▶ _OBJECTIVE_
Copy out the listing in full, exactly as written, but not its pictures.

▶ _DATA_

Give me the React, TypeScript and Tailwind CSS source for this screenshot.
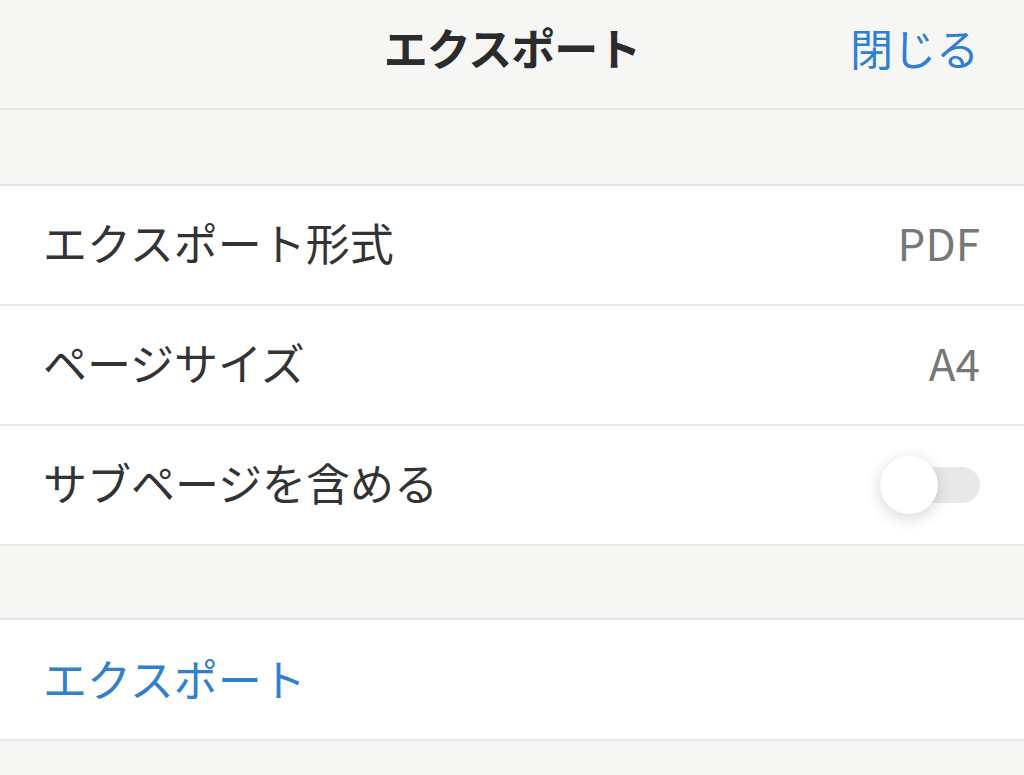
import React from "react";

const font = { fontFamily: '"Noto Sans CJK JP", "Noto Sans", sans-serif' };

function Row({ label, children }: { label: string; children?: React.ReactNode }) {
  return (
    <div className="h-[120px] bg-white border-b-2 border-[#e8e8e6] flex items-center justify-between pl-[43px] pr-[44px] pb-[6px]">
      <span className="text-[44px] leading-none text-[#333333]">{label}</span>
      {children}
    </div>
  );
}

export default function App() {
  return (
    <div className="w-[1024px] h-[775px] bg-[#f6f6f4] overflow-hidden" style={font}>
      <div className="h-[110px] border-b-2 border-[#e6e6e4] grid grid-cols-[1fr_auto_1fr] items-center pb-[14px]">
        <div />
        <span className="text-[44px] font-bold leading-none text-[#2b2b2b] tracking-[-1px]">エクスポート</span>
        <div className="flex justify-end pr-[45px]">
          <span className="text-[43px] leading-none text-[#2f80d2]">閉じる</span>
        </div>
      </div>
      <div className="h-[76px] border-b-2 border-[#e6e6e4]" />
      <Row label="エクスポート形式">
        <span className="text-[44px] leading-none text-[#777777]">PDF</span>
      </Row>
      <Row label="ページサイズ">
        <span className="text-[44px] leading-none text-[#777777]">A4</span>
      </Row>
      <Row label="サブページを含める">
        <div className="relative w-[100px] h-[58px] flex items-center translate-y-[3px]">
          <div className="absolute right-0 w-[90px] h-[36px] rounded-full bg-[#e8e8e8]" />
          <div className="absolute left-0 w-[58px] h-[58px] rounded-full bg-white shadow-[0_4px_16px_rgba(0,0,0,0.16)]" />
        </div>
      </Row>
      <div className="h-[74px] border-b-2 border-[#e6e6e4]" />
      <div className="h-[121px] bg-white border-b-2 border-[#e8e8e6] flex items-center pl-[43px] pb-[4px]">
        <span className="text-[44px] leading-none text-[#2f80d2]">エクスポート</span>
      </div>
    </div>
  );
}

▶ _TASK OUTPUT_
Give me the React, TypeScript and Tailwind CSS source for this screenshot.
import React from "react";

const font = { fontFamily: '"Noto Sans CJK JP", "Noto Sans", sans-serif' };

function Row({ label, children }: { label: string; children?: React.ReactNode }) {
  return (
    <div className="h-[120px] bg-white border-b-2 border-[#e8e8e6] flex items-center justify-between pl-[43px] pr-[44px] pb-[6px]">
      <span className="text-[44px] leading-none text-[#333333]">{label}</span>
      {children}
    </div>
  );
}

export default function App() {
  return (
    <div className="w-[1024px] h-[775px] bg-[#f6f6f4] overflow-hidden" style={font}>
      <div className="h-[110px] border-b-2 border-[#e6e6e4] grid grid-cols-[1fr_auto_1fr] items-center pb-[14px]">
        <div />
        <span className="text-[44px] font-bold leading-none text-[#2b2b2b] tracking-[-1px]">エクスポート</span>
        <div className="flex justify-end pr-[45px]">
          <span className="text-[43px] leading-none text-[#2f80d2]">閉じる</span>
        </div>
      </div>
      <div className="h-[76px] border-b-2 border-[#e6e6e4]" />
      <Row label="エクスポート形式">
        <span className="text-[44px] leading-none text-[#777777]">PDF</span>
      </Row>
      <Row label="ページサイズ">
        <span className="text-[44px] leading-none text-[#777777]">A4</span>
      </Row>
      <Row label="サブページを含める">
        <div className="relative w-[100px] h-[58px] flex items-center translate-y-[3px]">
          <div className="absolute right-0 w-[90px] h-[36px] rounded-full bg-[#e8e8e8]" />
          <div className="absolute left-0 w-[58px] h-[58px] rounded-full bg-white shadow-[0_4px_16px_rgba(0,0,0,0.16)]" />
        </div>
      </Row>
      <div className="h-[74px] border-b-2 border-[#e6e6e4]" />
      <div className="h-[121px] bg-white border-b-2 border-[#e8e8e6] flex items-center pl-[43px] pb-[4px]">
        <span className="text-[44px] leading-none text-[#2f80d2]">エクスポート</span>
      </div>
    </div>
  );
}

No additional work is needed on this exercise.